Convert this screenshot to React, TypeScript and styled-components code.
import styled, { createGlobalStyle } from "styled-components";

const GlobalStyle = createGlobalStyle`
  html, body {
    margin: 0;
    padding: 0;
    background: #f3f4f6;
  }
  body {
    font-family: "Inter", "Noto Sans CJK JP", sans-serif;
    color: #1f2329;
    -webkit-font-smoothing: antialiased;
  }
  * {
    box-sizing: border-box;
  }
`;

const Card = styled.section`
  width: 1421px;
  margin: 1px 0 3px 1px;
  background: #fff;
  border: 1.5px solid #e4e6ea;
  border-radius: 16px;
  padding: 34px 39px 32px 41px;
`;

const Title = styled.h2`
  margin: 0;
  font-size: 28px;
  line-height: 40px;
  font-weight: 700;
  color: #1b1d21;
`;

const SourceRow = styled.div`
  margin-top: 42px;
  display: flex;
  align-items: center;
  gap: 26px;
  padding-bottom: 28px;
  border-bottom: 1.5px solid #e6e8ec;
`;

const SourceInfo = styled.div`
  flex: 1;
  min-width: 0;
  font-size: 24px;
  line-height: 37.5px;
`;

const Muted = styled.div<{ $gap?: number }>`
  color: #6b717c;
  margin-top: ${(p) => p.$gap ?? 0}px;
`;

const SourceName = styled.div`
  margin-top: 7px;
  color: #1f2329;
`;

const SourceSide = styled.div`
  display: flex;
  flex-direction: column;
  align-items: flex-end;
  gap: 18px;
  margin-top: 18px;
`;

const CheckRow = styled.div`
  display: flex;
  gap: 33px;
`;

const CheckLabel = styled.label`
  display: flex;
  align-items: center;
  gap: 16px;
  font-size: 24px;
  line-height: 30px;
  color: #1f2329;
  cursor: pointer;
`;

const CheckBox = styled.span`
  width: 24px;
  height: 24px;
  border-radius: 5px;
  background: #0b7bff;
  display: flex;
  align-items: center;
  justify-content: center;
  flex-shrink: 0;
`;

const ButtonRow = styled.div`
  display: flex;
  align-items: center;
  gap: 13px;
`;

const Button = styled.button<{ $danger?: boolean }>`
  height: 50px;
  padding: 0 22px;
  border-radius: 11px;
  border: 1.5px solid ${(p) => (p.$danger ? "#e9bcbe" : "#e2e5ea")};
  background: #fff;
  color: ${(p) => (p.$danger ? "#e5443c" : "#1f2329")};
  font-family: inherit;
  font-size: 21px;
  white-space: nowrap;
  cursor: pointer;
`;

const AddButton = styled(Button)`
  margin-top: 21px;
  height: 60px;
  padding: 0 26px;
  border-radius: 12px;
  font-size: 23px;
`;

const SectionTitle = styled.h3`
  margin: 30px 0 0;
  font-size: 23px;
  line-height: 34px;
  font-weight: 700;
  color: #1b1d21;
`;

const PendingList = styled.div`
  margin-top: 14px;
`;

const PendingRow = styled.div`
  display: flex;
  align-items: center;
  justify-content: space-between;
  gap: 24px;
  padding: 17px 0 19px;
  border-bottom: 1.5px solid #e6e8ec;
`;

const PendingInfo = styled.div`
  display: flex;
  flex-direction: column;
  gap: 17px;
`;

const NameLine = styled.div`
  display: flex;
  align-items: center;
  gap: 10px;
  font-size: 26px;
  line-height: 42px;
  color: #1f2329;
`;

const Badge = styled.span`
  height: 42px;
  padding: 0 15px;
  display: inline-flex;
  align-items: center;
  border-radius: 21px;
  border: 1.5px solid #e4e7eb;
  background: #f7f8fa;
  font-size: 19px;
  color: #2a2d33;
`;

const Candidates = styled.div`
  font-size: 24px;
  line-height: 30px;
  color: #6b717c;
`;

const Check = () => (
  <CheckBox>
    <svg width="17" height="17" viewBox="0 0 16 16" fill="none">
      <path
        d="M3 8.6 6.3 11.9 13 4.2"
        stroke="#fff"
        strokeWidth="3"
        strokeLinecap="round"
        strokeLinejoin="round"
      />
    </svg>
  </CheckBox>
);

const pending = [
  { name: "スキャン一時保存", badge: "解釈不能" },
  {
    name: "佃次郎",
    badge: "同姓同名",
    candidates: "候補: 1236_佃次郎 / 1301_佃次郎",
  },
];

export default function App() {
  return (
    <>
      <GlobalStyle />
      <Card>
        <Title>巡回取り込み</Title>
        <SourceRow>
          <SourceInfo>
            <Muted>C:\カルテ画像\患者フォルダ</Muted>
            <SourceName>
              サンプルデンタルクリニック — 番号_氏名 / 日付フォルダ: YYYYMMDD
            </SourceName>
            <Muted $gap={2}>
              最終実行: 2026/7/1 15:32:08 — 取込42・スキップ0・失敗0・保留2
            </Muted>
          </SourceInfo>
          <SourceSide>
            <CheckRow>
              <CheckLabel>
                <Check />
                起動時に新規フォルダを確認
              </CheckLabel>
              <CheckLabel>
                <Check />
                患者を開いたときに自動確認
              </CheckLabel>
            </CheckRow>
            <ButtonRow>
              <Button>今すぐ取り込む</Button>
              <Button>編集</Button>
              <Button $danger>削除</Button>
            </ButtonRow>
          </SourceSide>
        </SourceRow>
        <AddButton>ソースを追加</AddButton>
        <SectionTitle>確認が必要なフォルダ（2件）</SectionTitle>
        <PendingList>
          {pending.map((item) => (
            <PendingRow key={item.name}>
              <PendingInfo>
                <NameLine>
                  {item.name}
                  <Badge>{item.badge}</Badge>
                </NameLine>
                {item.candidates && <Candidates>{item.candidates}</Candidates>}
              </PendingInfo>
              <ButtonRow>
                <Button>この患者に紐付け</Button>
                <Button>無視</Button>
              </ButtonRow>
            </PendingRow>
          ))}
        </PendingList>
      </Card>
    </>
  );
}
------------------------------------
> [Objective]: Would you reproduce the material above in full, exactly as given?

> [Written reply]:
Convert this screenshot to React, TypeScript and styled-components code.
import styled, { createGlobalStyle } from "styled-components";

const GlobalStyle = createGlobalStyle`
  html, body {
    margin: 0;
    padding: 0;
    background: #f3f4f6;
  }
  body {
    font-family: "Inter", "Noto Sans CJK JP", sans-serif;
    color: #1f2329;
    -webkit-font-smoothing: antialiased;
  }
  * {
    box-sizing: border-box;
  }
`;

const Card = styled.section`
  width: 1421px;
  margin: 1px 0 3px 1px;
  background: #fff;
  border: 1.5px solid #e4e6ea;
  border-radius: 16px;
  padding: 34px 39px 32px 41px;
`;

const Title = styled.h2`
  margin: 0;
  font-size: 28px;
  line-height: 40px;
  font-weight: 700;
  color: #1b1d21;
`;

const SourceRow = styled.div`
  margin-top: 42px;
  display: flex;
  align-items: center;
  gap: 26px;
  padding-bottom: 28px;
  border-bottom: 1.5px solid #e6e8ec;
`;

const SourceInfo = styled.div`
  flex: 1;
  min-width: 0;
  font-size: 24px;
  line-height: 37.5px;
`;

const Muted = styled.div<{ $gap?: number }>`
  color: #6b717c;
  margin-top: ${(p) => p.$gap ?? 0}px;
`;

const SourceName = styled.div`
  margin-top: 7px;
  color: #1f2329;
`;

const SourceSide = styled.div`
  display: flex;
  flex-direction: column;
  align-items: flex-end;
  gap: 18px;
  margin-top: 18px;
`;

const CheckRow = styled.div`
  display: flex;
  gap: 33px;
`;

const CheckLabel = styled.label`
  display: flex;
  align-items: center;
  gap: 16px;
  font-size: 24px;
  line-height: 30px;
  color: #1f2329;
  cursor: pointer;
`;

const CheckBox = styled.span`
  width: 24px;
  height: 24px;
  border-radius: 5px;
  background: #0b7bff;
  display: flex;
  align-items: center;
  justify-content: center;
  flex-shrink: 0;
`;

const ButtonRow = styled.div`
  display: flex;
  align-items: center;
  gap: 13px;
`;

const Button = styled.button<{ $danger?: boolean }>`
  height: 50px;
  padding: 0 22px;
  border-radius: 11px;
  border: 1.5px solid ${(p) => (p.$danger ? "#e9bcbe" : "#e2e5ea")};
  background: #fff;
  color: ${(p) => (p.$danger ? "#e5443c" : "#1f2329")};
  font-family: inherit;
  font-size: 21px;
  white-space: nowrap;
  cursor: pointer;
`;

const AddButton = styled(Button)`
  margin-top: 21px;
  height: 60px;
  padding: 0 26px;
  border-radius: 12px;
  font-size: 23px;
`;

const SectionTitle = styled.h3`
  margin: 30px 0 0;
  font-size: 23px;
  line-height: 34px;
  font-weight: 700;
  color: #1b1d21;
`;

const PendingList = styled.div`
  margin-top: 14px;
`;

const PendingRow = styled.div`
  display: flex;
  align-items: center;
  justify-content: space-between;
  gap: 24px;
  padding: 17px 0 19px;
  border-bottom: 1.5px solid #e6e8ec;
`;

const PendingInfo = styled.div`
  display: flex;
  flex-direction: column;
  gap: 17px;
`;

const NameLine = styled.div`
  display: flex;
  align-items: center;
  gap: 10px;
  font-size: 26px;
  line-height: 42px;
  color: #1f2329;
`;

const Badge = styled.span`
  height: 42px;
  padding: 0 15px;
  display: inline-flex;
  align-items: center;
  border-radius: 21px;
  border: 1.5px solid #e4e7eb;
  background: #f7f8fa;
  font-size: 19px;
  color: #2a2d33;
`;

const Candidates = styled.div`
  font-size: 24px;
  line-height: 30px;
  color: #6b717c;
`;

const Check = () => (
  <CheckBox>
    <svg width="17" height="17" viewBox="0 0 16 16" fill="none">
      <path
        d="M3 8.6 6.3 11.9 13 4.2"
        stroke="#fff"
        strokeWidth="3"
        strokeLinecap="round"
        strokeLinejoin="round"
      />
    </svg>
  </CheckBox>
);

const pending = [
  { name: "スキャン一時保存", badge: "解釈不能" },
  {
    name: "佃次郎",
    badge: "同姓同名",
    candidates: "候補: 1236_佃次郎 / 1301_佃次郎",
  },
];

export default function App() {
  return (
    <>
      <GlobalStyle />
      <Card>
        <Title>巡回取り込み</Title>
        <SourceRow>
          <SourceInfo>
            <Muted>C:\カルテ画像\患者フォルダ</Muted>
            <SourceName>
              サンプルデンタルクリニック — 番号_氏名 / 日付フォルダ: YYYYMMDD
            </SourceName>
            <Muted $gap={2}>
              最終実行: 2026/7/1 15:32:08 — 取込42・スキップ0・失敗0・保留2
            </Muted>
          </SourceInfo>
          <SourceSide>
            <CheckRow>
              <CheckLabel>
                <Check />
                起動時に新規フォルダを確認
              </CheckLabel>
              <CheckLabel>
                <Check />
                患者を開いたときに自動確認
              </CheckLabel>
            </CheckRow>
            <ButtonRow>
              <Button>今すぐ取り込む</Button>
              <Button>編集</Button>
              <Button $danger>削除</Button>
            </ButtonRow>
          </SourceSide>
        </SourceRow>
        <AddButton>ソースを追加</AddButton>
        <SectionTitle>確認が必要なフォルダ（2件）</SectionTitle>
        <PendingList>
          {pending.map((item) => (
            <PendingRow key={item.name}>
              <PendingInfo>
                <NameLine>
                  {item.name}
                  <Badge>{item.badge}</Badge>
                </NameLine>
                {item.candidates && <Candidates>{item.candidates}</Candidates>}
              </PendingInfo>
              <ButtonRow>
                <Button>この患者に紐付け</Button>
                <Button>無視</Button>
              </ButtonRow>
            </PendingRow>
          ))}
        </PendingList>
      </Card>
    </>
  );
}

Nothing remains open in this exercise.